The contractor wanted of course to be able to upload articles on his own when he wanted, so I build a simple application in php, with a login, an administration page, where he could just write Title, price, description and upload an image for the article.
All is all right, The php program is ok, uploads go smooth, the page with the articles are automatically generated by the php program, which takes the data from the mysql database, via a while cycle.
The last problem which I cannot solve, is a Slider in the homepage.
The same identical in the article's pages, have to be shown in a in home page, but not one under the other, instead they must scroll in a div, and of course the article's divs are generated by the php program.

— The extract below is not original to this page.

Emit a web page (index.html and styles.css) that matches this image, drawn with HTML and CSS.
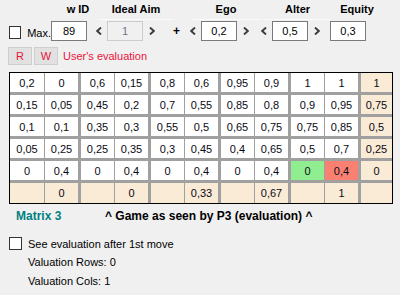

Now, i'm not all that great in javascript, so I don't know if I'm doing it the right way, or if something's wrong with the jquery plugin I use.
The code is this:
In the header:
<script src="js/jquery.jshowoff.min.js" type="text/javascript"></script>
And in the Body:
<div id="vetrina">
<?php
include "database.php";
$connection = Database::getConnection();
$query = ("SELECT * FROM `articoli` WHERE (`importante_art` = 'si') ORDER BY `id_art` DESC");
$ris = $connection->query($query) or die (mysqli_error())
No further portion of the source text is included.